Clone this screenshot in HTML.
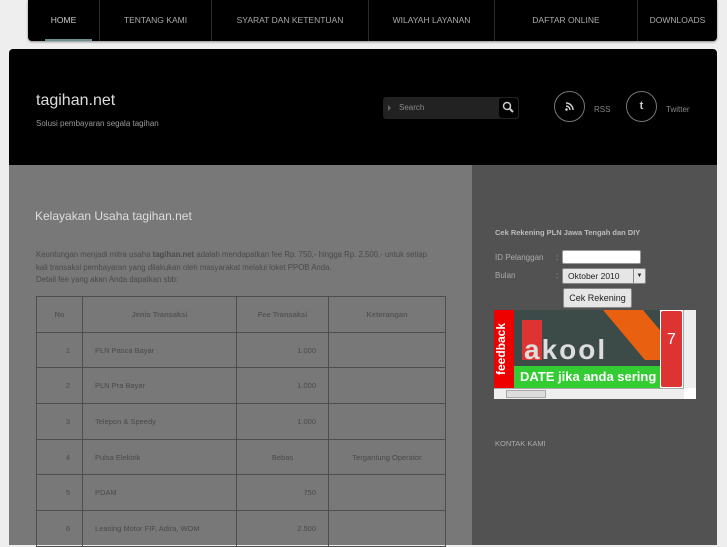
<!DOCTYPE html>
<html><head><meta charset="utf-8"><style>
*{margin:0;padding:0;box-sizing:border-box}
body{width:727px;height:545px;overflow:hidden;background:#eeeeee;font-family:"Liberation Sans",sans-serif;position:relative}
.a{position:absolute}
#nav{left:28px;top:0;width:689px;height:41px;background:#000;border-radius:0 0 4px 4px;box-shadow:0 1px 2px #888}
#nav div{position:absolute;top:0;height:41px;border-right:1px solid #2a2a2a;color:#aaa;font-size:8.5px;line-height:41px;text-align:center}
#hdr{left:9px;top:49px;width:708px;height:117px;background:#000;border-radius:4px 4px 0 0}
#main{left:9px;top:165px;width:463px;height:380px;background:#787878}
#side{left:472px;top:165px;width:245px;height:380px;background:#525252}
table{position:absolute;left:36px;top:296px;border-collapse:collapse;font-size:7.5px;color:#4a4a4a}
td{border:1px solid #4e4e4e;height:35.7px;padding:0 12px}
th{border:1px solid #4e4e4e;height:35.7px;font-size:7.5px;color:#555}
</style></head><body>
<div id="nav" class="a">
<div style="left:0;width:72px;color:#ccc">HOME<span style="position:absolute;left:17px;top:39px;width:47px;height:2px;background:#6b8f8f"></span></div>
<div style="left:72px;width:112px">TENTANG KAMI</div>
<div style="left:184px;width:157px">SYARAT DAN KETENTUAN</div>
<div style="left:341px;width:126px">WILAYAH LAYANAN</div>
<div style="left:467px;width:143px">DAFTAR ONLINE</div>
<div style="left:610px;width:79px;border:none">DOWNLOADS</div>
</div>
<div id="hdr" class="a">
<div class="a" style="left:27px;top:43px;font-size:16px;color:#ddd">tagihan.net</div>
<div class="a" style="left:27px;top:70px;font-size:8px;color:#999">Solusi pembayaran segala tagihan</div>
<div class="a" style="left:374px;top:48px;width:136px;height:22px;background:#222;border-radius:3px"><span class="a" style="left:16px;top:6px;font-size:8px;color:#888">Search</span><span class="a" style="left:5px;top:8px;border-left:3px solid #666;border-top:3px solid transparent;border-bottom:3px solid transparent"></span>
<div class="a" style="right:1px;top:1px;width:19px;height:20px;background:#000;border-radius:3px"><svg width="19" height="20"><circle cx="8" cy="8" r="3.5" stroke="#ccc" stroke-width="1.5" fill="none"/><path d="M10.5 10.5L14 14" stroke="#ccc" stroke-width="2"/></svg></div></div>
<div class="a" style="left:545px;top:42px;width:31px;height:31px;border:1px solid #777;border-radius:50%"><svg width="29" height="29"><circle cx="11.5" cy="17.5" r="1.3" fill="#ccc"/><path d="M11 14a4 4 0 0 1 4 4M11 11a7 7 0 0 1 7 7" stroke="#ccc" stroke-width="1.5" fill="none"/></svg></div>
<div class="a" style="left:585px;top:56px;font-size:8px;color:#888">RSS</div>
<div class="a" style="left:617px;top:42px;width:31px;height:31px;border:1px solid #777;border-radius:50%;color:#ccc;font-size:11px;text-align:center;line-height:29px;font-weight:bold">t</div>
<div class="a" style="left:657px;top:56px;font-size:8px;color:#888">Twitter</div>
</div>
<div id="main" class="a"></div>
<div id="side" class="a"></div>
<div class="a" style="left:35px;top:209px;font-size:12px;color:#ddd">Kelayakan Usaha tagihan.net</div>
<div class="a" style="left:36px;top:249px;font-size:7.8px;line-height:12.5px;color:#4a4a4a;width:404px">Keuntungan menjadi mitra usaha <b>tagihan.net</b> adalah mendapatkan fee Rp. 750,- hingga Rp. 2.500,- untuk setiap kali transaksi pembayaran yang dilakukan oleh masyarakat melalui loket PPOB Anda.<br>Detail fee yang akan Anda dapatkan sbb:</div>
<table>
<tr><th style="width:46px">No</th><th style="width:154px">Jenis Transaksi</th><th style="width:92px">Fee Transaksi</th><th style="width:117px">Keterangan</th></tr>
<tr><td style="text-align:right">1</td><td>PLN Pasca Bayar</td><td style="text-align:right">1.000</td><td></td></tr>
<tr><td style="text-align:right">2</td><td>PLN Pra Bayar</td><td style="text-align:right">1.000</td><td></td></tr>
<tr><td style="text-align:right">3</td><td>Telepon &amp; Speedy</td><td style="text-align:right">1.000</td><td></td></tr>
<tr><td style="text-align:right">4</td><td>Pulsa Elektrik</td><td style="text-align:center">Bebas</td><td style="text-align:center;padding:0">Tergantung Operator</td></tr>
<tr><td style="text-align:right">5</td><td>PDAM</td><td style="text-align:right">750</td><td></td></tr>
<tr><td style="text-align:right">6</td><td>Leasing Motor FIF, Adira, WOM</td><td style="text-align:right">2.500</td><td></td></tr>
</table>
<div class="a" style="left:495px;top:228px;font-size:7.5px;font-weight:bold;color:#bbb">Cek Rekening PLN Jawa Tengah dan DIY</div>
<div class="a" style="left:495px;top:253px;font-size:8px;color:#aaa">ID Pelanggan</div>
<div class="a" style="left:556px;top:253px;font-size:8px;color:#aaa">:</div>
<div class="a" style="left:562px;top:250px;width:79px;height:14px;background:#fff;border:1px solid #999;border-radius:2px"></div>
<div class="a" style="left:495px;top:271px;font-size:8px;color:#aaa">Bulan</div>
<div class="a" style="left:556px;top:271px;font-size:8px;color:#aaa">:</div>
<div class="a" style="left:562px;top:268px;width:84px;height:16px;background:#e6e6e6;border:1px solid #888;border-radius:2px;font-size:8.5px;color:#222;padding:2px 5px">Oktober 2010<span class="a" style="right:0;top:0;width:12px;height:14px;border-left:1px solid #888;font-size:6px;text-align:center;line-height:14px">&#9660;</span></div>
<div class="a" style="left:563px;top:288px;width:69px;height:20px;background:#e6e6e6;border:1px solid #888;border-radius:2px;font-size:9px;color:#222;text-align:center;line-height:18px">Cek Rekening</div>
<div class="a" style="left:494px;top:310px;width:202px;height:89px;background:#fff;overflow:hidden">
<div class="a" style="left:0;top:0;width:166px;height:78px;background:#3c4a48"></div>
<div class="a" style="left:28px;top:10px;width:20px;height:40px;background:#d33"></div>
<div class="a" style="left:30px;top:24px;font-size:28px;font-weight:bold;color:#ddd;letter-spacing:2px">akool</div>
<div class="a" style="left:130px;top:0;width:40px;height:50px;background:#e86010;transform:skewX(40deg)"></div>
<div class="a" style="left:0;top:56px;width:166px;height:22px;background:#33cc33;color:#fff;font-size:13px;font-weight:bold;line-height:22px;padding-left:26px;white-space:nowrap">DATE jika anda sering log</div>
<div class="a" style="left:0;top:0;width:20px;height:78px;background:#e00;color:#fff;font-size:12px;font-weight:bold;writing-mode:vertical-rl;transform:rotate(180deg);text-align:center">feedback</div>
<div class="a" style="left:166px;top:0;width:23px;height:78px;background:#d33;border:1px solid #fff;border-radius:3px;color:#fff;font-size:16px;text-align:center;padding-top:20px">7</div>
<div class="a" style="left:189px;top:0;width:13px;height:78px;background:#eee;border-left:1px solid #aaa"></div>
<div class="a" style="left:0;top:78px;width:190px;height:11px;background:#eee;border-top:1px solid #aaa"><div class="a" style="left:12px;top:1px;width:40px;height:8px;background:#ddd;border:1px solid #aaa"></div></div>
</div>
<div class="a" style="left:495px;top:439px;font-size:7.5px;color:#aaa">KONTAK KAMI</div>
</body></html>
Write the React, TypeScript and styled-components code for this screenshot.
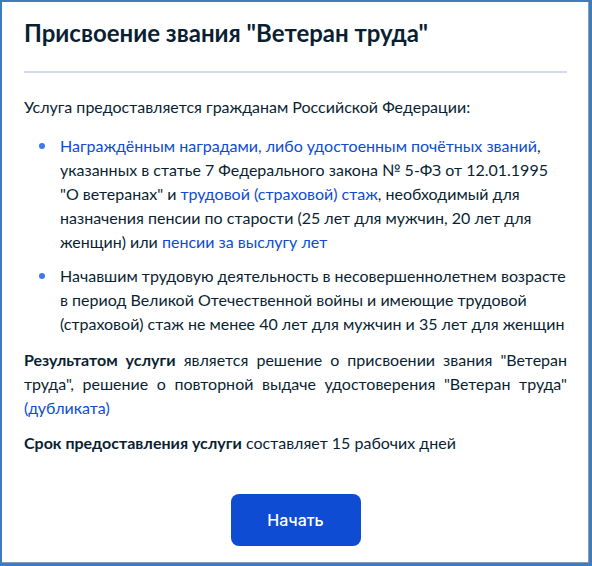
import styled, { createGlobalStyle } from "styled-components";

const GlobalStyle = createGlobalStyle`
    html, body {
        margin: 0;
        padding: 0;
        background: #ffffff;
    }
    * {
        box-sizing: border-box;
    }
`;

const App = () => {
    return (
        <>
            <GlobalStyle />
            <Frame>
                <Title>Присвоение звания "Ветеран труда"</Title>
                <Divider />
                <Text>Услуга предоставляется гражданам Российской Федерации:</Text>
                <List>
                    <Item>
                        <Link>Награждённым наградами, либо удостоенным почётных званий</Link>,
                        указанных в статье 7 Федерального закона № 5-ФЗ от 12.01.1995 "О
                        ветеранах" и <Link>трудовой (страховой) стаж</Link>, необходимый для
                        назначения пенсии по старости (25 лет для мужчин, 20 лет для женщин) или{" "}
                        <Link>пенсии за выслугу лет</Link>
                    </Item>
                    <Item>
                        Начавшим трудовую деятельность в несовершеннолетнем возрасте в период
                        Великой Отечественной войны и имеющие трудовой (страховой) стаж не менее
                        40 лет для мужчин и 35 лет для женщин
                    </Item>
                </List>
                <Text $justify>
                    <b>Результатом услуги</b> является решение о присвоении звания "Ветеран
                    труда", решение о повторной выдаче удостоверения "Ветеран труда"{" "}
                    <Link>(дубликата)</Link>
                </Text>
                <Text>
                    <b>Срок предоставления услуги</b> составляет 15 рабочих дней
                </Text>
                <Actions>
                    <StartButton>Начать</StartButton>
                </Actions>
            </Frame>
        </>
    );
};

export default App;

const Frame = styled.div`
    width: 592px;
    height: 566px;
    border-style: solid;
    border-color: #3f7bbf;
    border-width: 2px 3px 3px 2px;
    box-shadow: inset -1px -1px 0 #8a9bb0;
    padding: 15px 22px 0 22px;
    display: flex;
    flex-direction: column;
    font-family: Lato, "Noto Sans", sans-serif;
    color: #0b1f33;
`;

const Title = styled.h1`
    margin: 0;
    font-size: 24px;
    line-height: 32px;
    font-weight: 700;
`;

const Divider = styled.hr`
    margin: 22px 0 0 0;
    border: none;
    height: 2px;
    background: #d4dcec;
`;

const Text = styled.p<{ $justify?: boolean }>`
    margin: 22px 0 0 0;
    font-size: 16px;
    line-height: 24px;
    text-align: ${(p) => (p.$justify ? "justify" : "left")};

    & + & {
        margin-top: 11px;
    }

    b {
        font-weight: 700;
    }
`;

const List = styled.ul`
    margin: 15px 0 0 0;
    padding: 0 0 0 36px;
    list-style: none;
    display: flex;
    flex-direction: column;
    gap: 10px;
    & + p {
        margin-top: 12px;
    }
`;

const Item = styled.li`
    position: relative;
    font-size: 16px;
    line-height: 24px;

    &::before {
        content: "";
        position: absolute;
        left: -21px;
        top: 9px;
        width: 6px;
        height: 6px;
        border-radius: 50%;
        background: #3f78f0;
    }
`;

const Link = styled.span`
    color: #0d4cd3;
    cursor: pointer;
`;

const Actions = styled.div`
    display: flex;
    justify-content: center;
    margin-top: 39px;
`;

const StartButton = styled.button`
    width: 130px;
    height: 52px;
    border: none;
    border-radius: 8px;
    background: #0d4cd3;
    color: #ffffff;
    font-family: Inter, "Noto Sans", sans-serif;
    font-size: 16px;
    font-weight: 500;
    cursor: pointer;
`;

> Required task
Filter out every line that lacks the word "this", and copy the rest.

> Worked solution
Clone this screenshot in HTML.
Write the React, TypeScript and styled-components code for this screenshot.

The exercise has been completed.